Currently supported Nextflow versions: v23.04.2

Run steps

Below is a summary of how to run the pipeline. See here for full instructions.

Pipelines should be run WITH A SINGLE SAMPLE AT TIME. Otherwise resource allocation and Nextflow errors could cause the pipeline to fail.

  1. The recommended way of running the pipeline is to directly use the source code located here: /hot/software/pipeline/pipeline-call-gSV/Nextflow/release/, rather than cloning a copy of the pipeline.

  2. The source code should never be modified when running our pipelines

  3. Create a config file for input, output, and parameters. An example for a config file can be found here.
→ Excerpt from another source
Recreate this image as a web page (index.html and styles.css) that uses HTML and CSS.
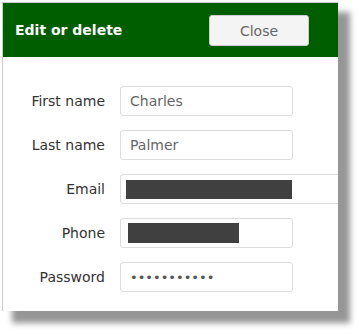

See Nextflow Config File Parameters for the detailed description of each variable in the config file.

  4. Do not directly modify the source template.config, but rather you should copy it from the pipeline release folder to your project-specific folder and modify it there

  5. Create the input YAML using the template. See Input YAML for a detailed description.

  6. Again, do not directly modify the source template YAML file. Instead, copy it from the pipeline release folder to your project-specific folder and modify it there.

  7. The pipeline can be executed locally using the command below:

nextflow run path/to/main.nf -config path/to/sample-specific.config
  • For example, path/to/main.nf could be: /hot/software/pipeline/pipeline-call-gSV/Nextflow/release/5.0.0-rc.1/main.nf
  • path/to/sample-specific.config is the path to where you saved your project-specific copy of template.config
  • path/to/input.yaml is the path to where you saved your sample-specific copy of call-gSV-input.yaml

To submit to UCLAHS-CDS's Azure cloud, use the submission script here with the command below:

python path/to/submit_nextflow_pipeline.py \
    --nextflow_script path/to/main.nf \
    --nextflow_config path/to/sample-specific.config \
    --nextflow_yaml path/to/input.yaml \
    --pipeline_run_name <sample_name> \
    --partition_type F16 \
    --email <your UCLA email, jdoe@ucla.edu>

In the above command, the partition type can be changed based on the size of the dataset. An F16 node is generally recommended for larger datasets like A-full.

Note: Because this pipeline uses an image stored in the GitHub Container Registry, you must follow the steps listed in the Docker Introduction on Confluence to set up a PAT for your GitHub account and log into the registry on the cluster before running this pipeline.